Rick Ross goes shirtless on the cover of the new Rolling Stone, but inside the magazine, he reveals even more ... speaking for the first time about his decision to work as a corrections officer in the early '90s.
Ross tells RS that he chose to work as an officer for the Florida Department of Corrections after his best friend was sentenced to 10 years in jail for trafficking cocaine and heroin, saying it was an opportunity to "wash my hands" of the entire incident ... and an attempt to get his life back on track.

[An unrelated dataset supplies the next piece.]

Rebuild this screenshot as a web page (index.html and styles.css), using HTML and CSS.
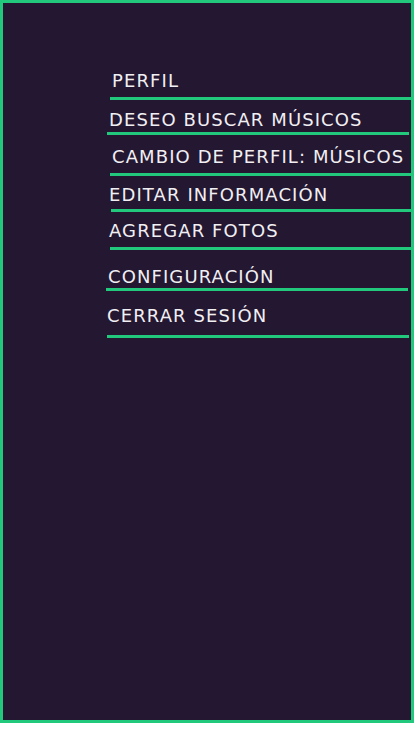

"This was my best friend, who I ate peanut-butter-and-jelly sandwiches with, and pork and beans with, my buddy, my partner. Suddenly I'm talking to him over federal phone calls," Rozay said. "Hearing the way it was building, I knew I couldn't take nothing for granted. My homey's father was a huge influence on my life too ... he was the one who was like 'Yo, go get a job somewhere, man. Go be a fireman. Or go be a f---ing corrections officer. Just go sit down somewhere."
Ross also revealed that the seizures he suffered last year were probably the result of smoking too much marijuana, but admitted that he still continues to toke ("I'm most definitely an avid user ... it helps me chill out"). And, though he said he was disgusted by the recent theater shooting in Colorado, he supports the Second Amendment — or, as he put it, "whichever amendment that is" — and even owns several assault rifles.
And, in a lighter note, he continued his recent run of food-centric interviews, big upping Chick-fil-A despite the recent calls to boycott the chain over Chief Operating Officer Dan Cathy's opposition to same-sex marriage.
"Chick-fil-A obviously took their stand. That's their right ... the same way the pro-gay people are taking their stand. I believe everybody got the right to live their own life the way they want to," he said. "I love that spicy chicken."